Boa noite Sol! Tudo bemcom você?

Relendo este capítulo, me chamou a atenção o diálogo de Zinara, ainda criança, e seu avô Raja. Sábios conselhos!! Aqui podemos observar que os mais velhos são respeitaddos e seus conhecimentos respeitados.

Assisti uma live no instagram com 3 amigas, descendentes de palestinos, onde elas explicam, de maneira bem clara, o conflito entre Israel e a  Palestina. Achei muito ditático e nos mostra o quanto desconhecemos o lado palestino neste conflito e o tanto que nossas mídias só nos informam sobre o lado judaico desta questão.

Gostei tanto da live que a indiquei e passei a seguí-las para obter mais informações.

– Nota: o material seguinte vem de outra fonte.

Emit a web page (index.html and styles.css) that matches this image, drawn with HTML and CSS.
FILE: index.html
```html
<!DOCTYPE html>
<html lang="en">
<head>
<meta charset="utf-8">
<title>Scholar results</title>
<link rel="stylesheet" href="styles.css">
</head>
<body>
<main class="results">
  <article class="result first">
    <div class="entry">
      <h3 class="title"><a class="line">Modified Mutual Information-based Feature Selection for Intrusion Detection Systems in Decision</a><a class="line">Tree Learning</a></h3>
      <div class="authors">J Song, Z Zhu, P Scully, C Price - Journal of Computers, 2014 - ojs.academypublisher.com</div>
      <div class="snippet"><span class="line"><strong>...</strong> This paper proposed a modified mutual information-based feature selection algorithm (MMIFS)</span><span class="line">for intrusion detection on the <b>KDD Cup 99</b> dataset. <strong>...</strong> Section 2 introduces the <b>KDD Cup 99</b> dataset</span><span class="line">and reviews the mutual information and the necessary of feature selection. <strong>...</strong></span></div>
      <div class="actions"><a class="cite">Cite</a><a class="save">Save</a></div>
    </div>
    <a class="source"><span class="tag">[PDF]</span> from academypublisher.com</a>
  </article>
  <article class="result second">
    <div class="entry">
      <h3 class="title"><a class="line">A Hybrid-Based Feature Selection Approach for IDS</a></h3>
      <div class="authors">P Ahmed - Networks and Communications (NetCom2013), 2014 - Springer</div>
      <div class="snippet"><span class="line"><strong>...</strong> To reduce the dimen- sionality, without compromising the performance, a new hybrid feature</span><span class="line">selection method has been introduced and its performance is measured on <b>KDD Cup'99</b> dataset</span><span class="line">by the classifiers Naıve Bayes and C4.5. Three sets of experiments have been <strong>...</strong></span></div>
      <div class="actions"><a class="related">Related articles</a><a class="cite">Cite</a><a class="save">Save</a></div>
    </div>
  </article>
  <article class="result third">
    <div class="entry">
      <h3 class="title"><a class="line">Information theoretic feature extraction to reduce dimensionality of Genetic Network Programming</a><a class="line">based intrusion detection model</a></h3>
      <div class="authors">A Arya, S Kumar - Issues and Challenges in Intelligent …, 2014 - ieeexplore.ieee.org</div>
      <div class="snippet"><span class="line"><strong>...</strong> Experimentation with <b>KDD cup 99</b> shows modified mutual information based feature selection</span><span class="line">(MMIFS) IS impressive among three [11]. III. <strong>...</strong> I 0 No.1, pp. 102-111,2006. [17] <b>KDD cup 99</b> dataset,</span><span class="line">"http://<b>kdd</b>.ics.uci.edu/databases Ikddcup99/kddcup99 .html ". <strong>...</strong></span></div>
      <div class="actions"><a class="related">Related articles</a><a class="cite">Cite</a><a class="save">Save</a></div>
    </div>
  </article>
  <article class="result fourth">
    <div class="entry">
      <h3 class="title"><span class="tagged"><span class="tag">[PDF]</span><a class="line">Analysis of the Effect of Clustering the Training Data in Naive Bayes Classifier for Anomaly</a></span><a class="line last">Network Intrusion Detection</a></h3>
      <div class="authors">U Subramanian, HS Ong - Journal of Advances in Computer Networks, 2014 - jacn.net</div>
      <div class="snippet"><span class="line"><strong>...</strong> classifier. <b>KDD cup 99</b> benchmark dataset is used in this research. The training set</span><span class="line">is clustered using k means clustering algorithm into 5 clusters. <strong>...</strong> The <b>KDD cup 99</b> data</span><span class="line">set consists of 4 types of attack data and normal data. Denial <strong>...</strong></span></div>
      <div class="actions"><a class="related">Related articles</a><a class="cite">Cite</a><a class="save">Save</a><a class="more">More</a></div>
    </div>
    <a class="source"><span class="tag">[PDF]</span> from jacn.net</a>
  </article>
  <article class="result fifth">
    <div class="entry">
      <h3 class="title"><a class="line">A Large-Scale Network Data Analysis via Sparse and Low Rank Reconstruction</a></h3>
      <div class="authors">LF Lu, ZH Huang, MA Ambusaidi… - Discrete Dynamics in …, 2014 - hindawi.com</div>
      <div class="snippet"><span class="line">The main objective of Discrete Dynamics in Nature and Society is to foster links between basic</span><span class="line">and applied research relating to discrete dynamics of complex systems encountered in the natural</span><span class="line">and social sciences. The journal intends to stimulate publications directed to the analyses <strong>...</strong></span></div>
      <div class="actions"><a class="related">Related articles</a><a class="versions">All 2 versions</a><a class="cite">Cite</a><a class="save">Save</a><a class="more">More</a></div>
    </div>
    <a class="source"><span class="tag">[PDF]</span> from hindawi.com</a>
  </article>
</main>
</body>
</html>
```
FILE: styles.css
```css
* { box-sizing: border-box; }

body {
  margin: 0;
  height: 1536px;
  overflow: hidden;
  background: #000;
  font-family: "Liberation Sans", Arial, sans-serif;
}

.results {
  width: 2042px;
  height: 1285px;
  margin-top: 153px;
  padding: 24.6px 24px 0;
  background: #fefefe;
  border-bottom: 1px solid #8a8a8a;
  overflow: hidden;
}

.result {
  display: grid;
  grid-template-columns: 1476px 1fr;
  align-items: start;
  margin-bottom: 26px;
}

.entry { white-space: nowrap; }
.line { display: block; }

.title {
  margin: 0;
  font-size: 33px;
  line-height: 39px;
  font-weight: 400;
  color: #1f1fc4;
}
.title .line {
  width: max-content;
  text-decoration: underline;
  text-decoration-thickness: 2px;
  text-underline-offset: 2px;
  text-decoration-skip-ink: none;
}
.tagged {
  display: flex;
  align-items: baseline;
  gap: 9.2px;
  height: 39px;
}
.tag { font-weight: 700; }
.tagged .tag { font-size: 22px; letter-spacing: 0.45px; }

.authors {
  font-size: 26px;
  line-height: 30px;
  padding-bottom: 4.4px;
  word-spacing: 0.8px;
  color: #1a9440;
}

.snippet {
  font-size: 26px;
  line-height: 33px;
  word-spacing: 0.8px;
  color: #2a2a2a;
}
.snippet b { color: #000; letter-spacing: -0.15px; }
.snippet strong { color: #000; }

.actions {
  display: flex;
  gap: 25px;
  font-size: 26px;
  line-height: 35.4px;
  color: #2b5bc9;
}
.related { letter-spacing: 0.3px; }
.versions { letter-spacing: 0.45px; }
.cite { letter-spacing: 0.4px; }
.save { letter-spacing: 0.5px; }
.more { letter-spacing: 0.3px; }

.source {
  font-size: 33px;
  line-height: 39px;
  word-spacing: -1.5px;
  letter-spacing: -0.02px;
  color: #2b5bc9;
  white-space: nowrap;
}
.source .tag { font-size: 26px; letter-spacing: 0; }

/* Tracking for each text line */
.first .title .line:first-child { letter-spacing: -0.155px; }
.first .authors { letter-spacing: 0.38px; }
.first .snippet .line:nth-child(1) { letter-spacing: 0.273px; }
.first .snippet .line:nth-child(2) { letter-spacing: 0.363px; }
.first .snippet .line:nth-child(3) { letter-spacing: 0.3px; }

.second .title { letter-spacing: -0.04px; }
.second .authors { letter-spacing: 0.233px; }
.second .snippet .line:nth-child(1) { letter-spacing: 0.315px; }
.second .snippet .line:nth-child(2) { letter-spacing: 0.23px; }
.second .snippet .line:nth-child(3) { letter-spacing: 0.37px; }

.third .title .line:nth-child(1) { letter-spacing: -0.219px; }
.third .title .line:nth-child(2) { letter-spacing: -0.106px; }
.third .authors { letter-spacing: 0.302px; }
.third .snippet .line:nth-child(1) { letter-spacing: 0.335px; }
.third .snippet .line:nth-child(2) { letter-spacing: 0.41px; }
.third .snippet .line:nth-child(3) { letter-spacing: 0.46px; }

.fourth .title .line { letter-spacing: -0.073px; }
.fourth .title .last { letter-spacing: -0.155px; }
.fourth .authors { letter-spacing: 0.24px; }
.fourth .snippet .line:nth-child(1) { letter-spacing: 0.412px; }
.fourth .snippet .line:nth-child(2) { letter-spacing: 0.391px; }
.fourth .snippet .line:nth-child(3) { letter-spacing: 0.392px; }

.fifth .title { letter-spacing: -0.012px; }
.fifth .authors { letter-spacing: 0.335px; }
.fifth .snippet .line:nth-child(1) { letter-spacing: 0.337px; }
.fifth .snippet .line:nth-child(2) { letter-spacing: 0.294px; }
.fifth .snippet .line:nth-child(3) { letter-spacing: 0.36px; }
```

Tem uma postagemquee me chocou bastante, onde um pai palestino comenta que,  em Gaza, as famílias  estão trocando suas crianças, para que se houver um bombardeio as famílias não percam todos os seus membros. Achei muito triste e, até então, não imaginava uma situação destas!

Que a paz seja estabelecida! Que a Palestina seja livre e reconhecida como nação para que seu território seja preservado!

Um grande abraço!!! 


Resposta do autor:

Oi querida, tudo bem?

Fico feliz que esteja relendo. Obrigada. 

A Palestina é mais uma dívida histórica nas mãos dos "donos do mundo". No pós guerra o trato era a criação do estado de Israel e da Palestina. Só criou-se o primeiro... 

Espero que estejam todos bem  por aí e você totalmente recuperada.